Estão já a planear o segundo livro. Vai incluir informação sobre a revelação da identidade de Rui Pinto e a respetiva prisão?
MW:
Estamos a trabalhar nisso agora e, claro, vamos cobrir tudo o que está a acontecer com o Rui Pinto. Ele nega as acusações das autoridades portuguesas, de ser um hacker e de ter tentado chantagear a Doyen [agência desportiva]. Ele tem medo de não conseguir um julgamento justo em Portugal e, juntamente com os seus advogados, está a lutar contra a extradição.
RB: No verão de 2018, alguns meses antes da prisão, o Rui Pinto já havia abordado as autoridades fiscais francesas para cooperar como whistleblower. Está preparado para enviar todos os documentos às autoridades francesas, que os partilhariam através da Eurojust [agência judicial europeia] com outras entidades europeias.
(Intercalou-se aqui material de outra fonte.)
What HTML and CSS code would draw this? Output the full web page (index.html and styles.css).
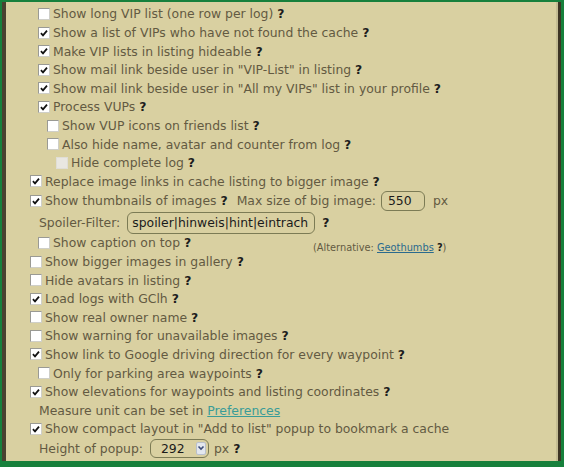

Juntos querem combater o crime financeiro na União Europeia, com base nos dados do FL. O caso de Rui Pinto é politicamente explosivo. Será que vai conseguir evitar a extradição e poder apoiar as autoridades europeias a detetar casos de crimes graves em vários países, Portugal incluído?

Tem havido pressões no sentido de controlar o que vão publicar no segundo livro?
MW:
Não. Sentimo-nos totalmente livres para publicar o que quisermos.